Quote every line as written. Omit pictures.
Information supplied start
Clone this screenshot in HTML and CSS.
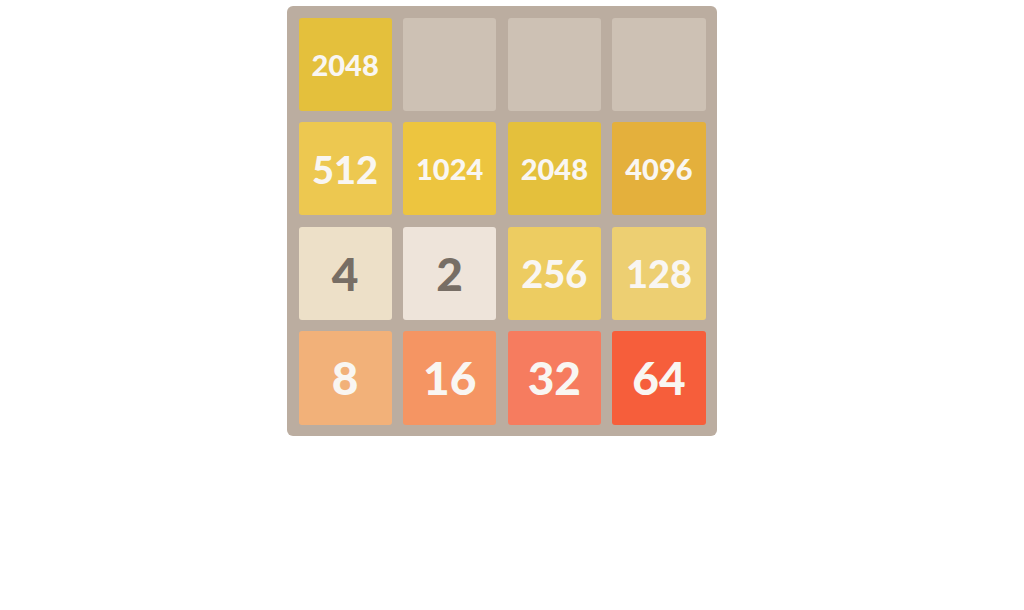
FILE: index.html
```html
<!DOCTYPE html>
<html lang="en">
<head>
  <meta charset="UTF-8" />
  <meta name="viewport" content="width=device-width, initial-scale=1.0"/>
  <title>2048</title>
  <link rel="stylesheet" href="styles.css">
</head>
<body>
  <div class="board">
    <!-- fila 1 -->
    <div class="tile t2048 small">2048</div>
    <div class="tile empty"></div>
    <div class="tile empty"></div>
    <div class="tile empty"></div>

    <!-- fila 2 -->
    <div class="tile t512 mid">512</div>
    <div class="tile t1024 small">1024</div>
    <div class="tile t2048 small">2048</div>
    <div class="tile t4096 small">4096</div>

    <!-- fila 3 -->
    <div class="tile t4 dark">4</div>
    <div class="tile t2 dark">2</div>
    <div class="tile t256 mid">256</div>
    <div class="tile t128 mid">128</div>

    <!-- fila 4 -->
    <div class="tile t8">8</div>
    <div class="tile t16">16</div>
    <div class="tile t32">32</div>
    <div class="tile t64">64</div>
  </div>
</body>
</html>
```

FILE: styles.css
```css
* {
  margin: 0;
  padding: 0;
  box-sizing: border-box;
}

body {
  background: #fff;
  font-family: Lato, "Open Sans", sans-serif;
  padding: 6px 0 0 287px;
}

/* Tablero */
.board {
  width: 430px;
  height: 430px;
  background: #bbada0;
  border-radius: 6px;
  padding: 11.5px;
  display: grid;
  grid-template-columns: repeat(4, 1fr);
  grid-template-rows: repeat(4, 1fr);
  gap: 11.5px;
}

/* Ficha */
.tile {
  border-radius: 3px;
  display: flex;
  justify-content: center;
  align-items: center;
  font-weight: 900;
  font-size: 46px;
  color: #f9f6f2;
}

.tile.mid { font-size: 38px; }
.tile.small { font-size: 29px; }
.tile.dark { color: #776e65; }

.empty { background: #cdc1b4; }
.t2 { background: #eee4da; }
.t4 { background: #ede0c8; }
.t8 { background: #f2b179; }
.t16 { background: #f59563; }
.t32 { background: #f67c5f; }
.t64 { background: #f65e3b; }
.t128 { background: #edcf72; }
.t256 { background: #edcc61; }
.t512 { background: #edc850; }
.t1024 { background: #edc53f; }
.t2048 { background: #e4c03c; }
.t4096 { background: #e4b03c; }
```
Information supplied end
◆ **Solved problem**:
Clone this screenshot in HTML and CSS.
FILE: index.html
```html
<!DOCTYPE html>
<html lang="en">
<head>
  <meta charset="UTF-8" />
  <meta name="viewport" content="width=device-width, initial-scale=1.0"/>
  <title>2048</title>
  <link rel="stylesheet" href="styles.css">
</head>
<body>
  <div class="board">
    <!-- fila 1 -->
    <div class="tile t2048 small">2048</div>
    <div class="tile empty"></div>
    <div class="tile empty"></div>
    <div class="tile empty"></div>

    <!-- fila 2 -->
    <div class="tile t512 mid">512</div>
    <div class="tile t1024 small">1024</div>
    <div class="tile t2048 small">2048</div>
    <div class="tile t4096 small">4096</div>

    <!-- fila 3 -->
    <div class="tile t4 dark">4</div>
    <div class="tile t2 dark">2</div>
    <div class="tile t256 mid">256</div>
    <div class="tile t128 mid">128</div>

    <!-- fila 4 -->
    <div class="tile t8">8</div>
    <div class="tile t16">16</div>
    <div class="tile t32">32</div>
    <div class="tile t64">64</div>
  </div>
</body>
</html>
```

FILE: styles.css
```css
* {
  margin: 0;
  padding: 0;
  box-sizing: border-box;
}

body {
  background: #fff;
  font-family: Lato, "Open Sans", sans-serif;
  padding: 6px 0 0 287px;
}

/* Tablero */
.board {
  width: 430px;
  height: 430px;
  background: #bbada0;
  border-radius: 6px;
  padding: 11.5px;
  display: grid;
  grid-template-columns: repeat(4, 1fr);
  grid-template-rows: repeat(4, 1fr);
  gap: 11.5px;
}

/* Ficha */
.tile {
  border-radius: 3px;
  display: flex;
  justify-content: center;
  align-items: center;
  font-weight: 900;
  font-size: 46px;
  color: #f9f6f2;
}

.tile.mid { font-size: 38px; }
.tile.small { font-size: 29px; }
.tile.dark { color: #776e65; }

.empty { background: #cdc1b4; }
.t2 { background: #eee4da; }
.t4 { background: #ede0c8; }
.t8 { background: #f2b179; }
.t16 { background: #f59563; }
.t32 { background: #f67c5f; }
.t64 { background: #f65e3b; }
.t128 { background: #edcf72; }
.t256 { background: #edcc61; }
.t512 { background: #edc850; }
.t1024 { background: #edc53f; }
.t2048 { background: #e4c03c; }
.t4096 { background: #e4b03c; }
```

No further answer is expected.